When King Tissa Dama Yaza and Queen Thiyi Kappar Dawi reached old age, they decided to retire into meditation and give the throne to their eldest son and the royal title of Crown Prince to their youngest son. They gathered their lawmakers and made legal arrangements for their sons to assume their new positions. The princes denied their inheritances and asked permission to retreat to the jungle as hermits. They requested their parents' blessing many times. The king and queen did not think that their sons were suitable for forest life, since they had been raised in a palace. The two sons became depressed and would not eat. They became very thin. Finally, the king and queen relented and agreed to allow them to go into the forest.

The princes were pleased and began to eat again. After a week, they went to the jungle in a grand procession followed by the king, queen, and public. A monastery was built where there was fresh water and natural food sources for them. This monastery was at the bottom of Zinkyaik Mountain. The two brothers stayed there and were then referred to as "Tissa Hermit" and "Thiha Hermit". Tissa and Thiha were not satisfied to stay together, since there was temptation to waste meditation time in conversing with each other. Therefore, Tissa decide to stay at Zinkyaik while Thiha decided to transfer to Mount Zwegabin, which could be seen from Zinkyaik Mountain.

==Finding the twin eggs==
Two twin brothers, the children of a weizza from the Himalayas and a naga (dragon) princess were abandoned by their mother as eggs on the western base of Zinkyaik Mountain, where there was an island not far from the beach. Tissa, while walking and meditating, found the eggs and carried them back to his monastery at Zinkyaik Mountain. That night, Tissa saw a signal light from Mount Zwegabin from his brother, Thiha. Thiha met Tissa and Tissa gave him one of the eggs. Thiha took one egg to Mount Zwegabin, and one remained with Tissa. Tissa's egg hatched first on top of Zinkyaik Mountain, and later, Thiha's egg on Mount Zwegabin. Tissa named the baby under his care Thuriaya Kumaya because he was born at sunrise. The youngest twin brother died at the age of ten due to smallpox. So, Thiha came to raise Thuriaya Kumaya together with Tissa at Zinkyaik Mountain.

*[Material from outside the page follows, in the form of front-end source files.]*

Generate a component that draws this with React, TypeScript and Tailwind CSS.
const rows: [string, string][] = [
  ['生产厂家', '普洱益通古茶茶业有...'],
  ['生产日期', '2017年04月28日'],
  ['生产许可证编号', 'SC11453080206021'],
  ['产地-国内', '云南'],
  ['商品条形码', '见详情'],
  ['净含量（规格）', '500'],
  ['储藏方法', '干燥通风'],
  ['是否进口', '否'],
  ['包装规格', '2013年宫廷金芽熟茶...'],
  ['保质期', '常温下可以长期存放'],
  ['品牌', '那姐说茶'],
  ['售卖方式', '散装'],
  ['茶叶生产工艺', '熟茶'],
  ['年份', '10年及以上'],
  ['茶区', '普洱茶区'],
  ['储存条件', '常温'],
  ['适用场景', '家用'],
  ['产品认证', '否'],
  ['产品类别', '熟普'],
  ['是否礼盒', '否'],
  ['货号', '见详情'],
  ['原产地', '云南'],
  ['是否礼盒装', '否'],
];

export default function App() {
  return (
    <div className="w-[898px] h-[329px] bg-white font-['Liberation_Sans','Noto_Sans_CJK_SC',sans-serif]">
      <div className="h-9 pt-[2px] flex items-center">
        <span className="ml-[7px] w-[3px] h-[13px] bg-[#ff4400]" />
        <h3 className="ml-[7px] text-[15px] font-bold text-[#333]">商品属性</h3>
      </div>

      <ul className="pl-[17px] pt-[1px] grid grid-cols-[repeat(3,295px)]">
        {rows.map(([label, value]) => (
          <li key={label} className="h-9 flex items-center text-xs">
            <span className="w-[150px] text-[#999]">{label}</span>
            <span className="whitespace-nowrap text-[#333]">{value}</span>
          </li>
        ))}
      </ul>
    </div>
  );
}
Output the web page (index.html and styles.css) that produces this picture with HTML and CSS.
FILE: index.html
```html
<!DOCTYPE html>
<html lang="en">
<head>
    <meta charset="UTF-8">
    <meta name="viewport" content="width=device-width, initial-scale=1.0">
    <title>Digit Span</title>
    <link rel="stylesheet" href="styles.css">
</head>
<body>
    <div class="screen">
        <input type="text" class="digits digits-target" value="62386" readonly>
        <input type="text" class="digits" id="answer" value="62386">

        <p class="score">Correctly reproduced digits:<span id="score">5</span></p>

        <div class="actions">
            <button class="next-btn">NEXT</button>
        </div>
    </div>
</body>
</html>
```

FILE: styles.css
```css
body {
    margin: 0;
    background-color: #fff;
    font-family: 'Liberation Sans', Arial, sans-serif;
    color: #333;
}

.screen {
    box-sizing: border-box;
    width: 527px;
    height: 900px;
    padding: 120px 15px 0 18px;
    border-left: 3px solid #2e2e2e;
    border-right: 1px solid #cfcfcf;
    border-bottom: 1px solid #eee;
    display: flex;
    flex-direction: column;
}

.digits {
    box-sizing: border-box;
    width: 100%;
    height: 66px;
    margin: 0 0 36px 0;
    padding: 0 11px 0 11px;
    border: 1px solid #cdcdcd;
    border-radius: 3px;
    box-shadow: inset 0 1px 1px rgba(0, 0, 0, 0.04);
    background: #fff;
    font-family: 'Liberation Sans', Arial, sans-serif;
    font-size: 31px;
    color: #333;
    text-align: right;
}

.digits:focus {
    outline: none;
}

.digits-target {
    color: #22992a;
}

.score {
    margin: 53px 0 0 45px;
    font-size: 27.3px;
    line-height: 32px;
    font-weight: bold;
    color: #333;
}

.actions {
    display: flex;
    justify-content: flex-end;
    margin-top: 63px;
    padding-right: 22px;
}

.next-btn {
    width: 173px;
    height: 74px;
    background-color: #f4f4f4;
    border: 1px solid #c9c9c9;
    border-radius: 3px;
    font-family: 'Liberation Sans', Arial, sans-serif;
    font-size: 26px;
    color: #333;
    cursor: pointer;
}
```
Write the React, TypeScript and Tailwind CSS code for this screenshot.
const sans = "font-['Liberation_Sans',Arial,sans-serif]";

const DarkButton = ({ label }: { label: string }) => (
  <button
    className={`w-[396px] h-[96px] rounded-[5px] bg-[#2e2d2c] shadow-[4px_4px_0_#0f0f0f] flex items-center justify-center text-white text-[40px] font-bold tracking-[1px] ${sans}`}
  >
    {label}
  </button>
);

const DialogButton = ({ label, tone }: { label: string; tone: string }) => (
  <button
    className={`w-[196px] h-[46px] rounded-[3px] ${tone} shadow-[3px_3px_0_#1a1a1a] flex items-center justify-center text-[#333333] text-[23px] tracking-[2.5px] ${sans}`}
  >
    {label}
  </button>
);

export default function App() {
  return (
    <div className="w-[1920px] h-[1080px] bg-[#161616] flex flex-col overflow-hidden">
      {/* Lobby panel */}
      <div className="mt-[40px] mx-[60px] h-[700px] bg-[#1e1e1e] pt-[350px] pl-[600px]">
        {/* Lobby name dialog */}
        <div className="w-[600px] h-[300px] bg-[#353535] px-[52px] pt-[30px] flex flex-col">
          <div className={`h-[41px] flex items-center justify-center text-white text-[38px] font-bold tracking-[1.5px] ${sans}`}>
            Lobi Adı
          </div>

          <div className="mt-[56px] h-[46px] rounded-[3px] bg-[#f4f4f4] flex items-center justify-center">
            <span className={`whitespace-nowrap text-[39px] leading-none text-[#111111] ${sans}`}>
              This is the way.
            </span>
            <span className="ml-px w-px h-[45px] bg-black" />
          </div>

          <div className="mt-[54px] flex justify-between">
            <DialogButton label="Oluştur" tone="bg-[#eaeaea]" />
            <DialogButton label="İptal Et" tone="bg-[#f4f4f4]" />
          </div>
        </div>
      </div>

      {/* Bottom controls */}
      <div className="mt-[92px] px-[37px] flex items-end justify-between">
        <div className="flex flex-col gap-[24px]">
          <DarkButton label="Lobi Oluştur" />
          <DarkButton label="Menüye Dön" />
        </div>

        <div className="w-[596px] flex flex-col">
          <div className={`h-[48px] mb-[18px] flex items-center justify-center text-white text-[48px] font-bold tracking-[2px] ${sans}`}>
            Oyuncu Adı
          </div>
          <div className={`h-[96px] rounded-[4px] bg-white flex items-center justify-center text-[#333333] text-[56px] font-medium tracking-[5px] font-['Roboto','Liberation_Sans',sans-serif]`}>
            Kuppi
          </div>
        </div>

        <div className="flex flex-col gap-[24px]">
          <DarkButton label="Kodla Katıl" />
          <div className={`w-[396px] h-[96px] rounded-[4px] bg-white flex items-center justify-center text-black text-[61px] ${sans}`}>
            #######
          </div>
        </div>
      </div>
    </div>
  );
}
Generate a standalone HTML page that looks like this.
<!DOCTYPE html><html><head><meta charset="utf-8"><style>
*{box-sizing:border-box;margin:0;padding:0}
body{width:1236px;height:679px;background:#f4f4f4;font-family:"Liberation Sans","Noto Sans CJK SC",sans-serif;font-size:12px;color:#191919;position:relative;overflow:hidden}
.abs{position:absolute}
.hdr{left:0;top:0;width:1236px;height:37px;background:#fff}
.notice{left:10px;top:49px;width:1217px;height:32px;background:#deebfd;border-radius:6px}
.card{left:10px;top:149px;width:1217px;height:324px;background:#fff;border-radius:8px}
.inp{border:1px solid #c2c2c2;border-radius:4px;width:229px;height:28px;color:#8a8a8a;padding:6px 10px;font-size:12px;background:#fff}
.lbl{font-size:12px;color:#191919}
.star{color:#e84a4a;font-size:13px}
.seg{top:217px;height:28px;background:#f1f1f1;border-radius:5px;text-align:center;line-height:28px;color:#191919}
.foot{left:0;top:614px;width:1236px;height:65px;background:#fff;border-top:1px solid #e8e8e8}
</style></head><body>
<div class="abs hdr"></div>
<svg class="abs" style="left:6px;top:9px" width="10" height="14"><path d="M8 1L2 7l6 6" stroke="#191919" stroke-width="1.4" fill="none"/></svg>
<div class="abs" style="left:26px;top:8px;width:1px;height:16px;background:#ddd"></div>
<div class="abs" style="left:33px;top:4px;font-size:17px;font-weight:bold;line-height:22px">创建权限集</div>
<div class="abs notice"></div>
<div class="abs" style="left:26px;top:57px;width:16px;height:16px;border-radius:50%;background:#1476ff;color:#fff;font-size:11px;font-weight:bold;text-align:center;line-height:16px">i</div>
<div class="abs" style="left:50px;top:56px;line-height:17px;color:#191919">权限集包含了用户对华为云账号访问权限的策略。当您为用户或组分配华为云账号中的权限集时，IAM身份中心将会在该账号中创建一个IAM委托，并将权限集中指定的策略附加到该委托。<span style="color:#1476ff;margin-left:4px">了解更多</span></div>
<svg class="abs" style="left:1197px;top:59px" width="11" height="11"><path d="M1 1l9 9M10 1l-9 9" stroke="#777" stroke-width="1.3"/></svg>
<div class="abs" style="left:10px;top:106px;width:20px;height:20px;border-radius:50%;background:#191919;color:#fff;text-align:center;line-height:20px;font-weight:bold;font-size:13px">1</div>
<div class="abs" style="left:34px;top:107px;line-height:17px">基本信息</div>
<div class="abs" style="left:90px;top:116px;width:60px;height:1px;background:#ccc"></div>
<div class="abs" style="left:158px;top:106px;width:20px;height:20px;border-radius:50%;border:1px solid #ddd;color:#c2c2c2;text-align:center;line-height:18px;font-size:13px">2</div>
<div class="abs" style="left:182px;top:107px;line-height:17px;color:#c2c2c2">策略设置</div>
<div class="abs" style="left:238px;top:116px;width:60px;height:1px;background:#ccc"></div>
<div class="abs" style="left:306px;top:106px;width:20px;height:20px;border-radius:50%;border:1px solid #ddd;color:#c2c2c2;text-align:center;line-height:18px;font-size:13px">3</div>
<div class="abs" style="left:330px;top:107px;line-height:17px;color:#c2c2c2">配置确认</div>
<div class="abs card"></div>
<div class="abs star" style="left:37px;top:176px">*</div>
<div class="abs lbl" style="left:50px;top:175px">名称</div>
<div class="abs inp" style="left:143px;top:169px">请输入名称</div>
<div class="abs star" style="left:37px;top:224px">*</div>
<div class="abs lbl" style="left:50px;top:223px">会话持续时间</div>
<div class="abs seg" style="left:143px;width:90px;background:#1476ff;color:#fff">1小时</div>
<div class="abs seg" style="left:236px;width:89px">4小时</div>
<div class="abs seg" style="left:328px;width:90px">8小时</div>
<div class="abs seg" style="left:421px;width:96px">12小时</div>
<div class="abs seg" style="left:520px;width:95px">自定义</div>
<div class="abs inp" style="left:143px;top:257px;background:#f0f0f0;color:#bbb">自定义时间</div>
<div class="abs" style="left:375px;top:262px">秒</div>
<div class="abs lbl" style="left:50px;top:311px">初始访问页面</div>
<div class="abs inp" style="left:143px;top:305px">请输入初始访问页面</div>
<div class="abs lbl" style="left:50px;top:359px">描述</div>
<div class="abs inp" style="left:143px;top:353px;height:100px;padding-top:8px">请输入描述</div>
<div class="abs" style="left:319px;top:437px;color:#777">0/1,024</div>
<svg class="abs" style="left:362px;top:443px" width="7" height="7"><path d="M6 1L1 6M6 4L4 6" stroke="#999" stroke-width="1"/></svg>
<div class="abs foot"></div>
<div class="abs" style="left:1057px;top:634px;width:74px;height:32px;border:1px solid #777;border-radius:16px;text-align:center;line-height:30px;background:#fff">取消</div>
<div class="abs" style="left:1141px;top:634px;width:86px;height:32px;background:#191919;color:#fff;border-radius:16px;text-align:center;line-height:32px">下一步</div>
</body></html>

==Tissa leaves Zinkyaik Mountain==
The hermits became well-known and the area surrounding the mountain became crowded. Therefore, Tissa moved away from Zinkyaik to Kyaikhtiyo Mountain to find seclusion once again. The area appealed to him because it was surrounded by fresh water, hills, valleys, mountain torrents, trees, fruits, flowers, and stones. He lived in the Hunter's Cave and lost touch with all of civilization, except Thuriaya Kumaya, who went to live with his adopted father and Thiha, who occasionally travelled to visit him.

==Tissa and Thuriaya Kumaya==
Tissa grew attached to his adopted son and taught him about strategies for ruling a kingdom when they were not meditating. Since Thuriaya Kumaya was born from the egg of a weizza and dragon, he was called the "Naga Weizza". Tissa began to worry about his adopted son being left alone in the jungle after his death. One Sabbath day, Indra Sakka, a Thagyarmin, asked Tissa why he looked concerned. Tissa replied that he was worried about his son. The Indra Sakka said that when he reached 21 years old, the boy would become the emperor of Thu Bina Nagaya City, which the Tha Gyarmin would create. Tissa was satisfied after that.

==Death of King Tissa Dama Yaza and move of kingdom==
When their sons, Tissa and Thiha, had left, King Tissa Dama Yaza and Queen Thi Yi Kuppar suffered greatly. Their mental and physical health deteriorated, and they became thin. The king finally succumbed to his grief in the Maha Era 110. There was no one to inherit the throne, so the court officials went to the hermits to notify them of their father's death and ask them to take over in his place. They replied that they disliked the thought of ruling even more in their old age than when they were young. They stated that they preferred the wealth of mediation and mind than the wealth of the kingdom. In their place, they offered their adopted son, Thuriaya Kumaya, who had been trained in courtly affairs. This pleased the court and was made to pass. The two hermits arrived back to their kingdom to cremate and bury their father's remains. They discussed the kingdom with the officials and whether to move the kingdom or stay in their current location. Indra Sakka arrived and suggested Thaton. Thus, the kingdom was moved to Thaton and Thuriaya Kumaya became the first king of Thaton. The Naga Weizza was given the title Tissa Dama Thiya Yazar.

==The arrival of the Buddha==
In the Tharthanar Era (111), Gautama Buddha arrived at Kaylartha Mountain, Thuwunna Bonmi. He stayed at a monastery built by King Tissa Dama Thiya Yazar. The Buddha preached sermons to the public for seven days. During that time, he became close with the Hermits Tissa and Thiha and the local hermit of Kaylartha Mountain. They requested that he leave behind some relic to be revered by the people in his place after he left to return home. Buddha agreed and gave six of his hairs to hermits from Kyaiktiyo, Zinkyaik (to Tissa), Mount Zwegabin (to Thiha), Kaylartha, Kuthaerayone and Melan. A pair of belu brothers from Kyaikhtisaung also received a hair. All the hermits and belus enshrined the hair in great stones.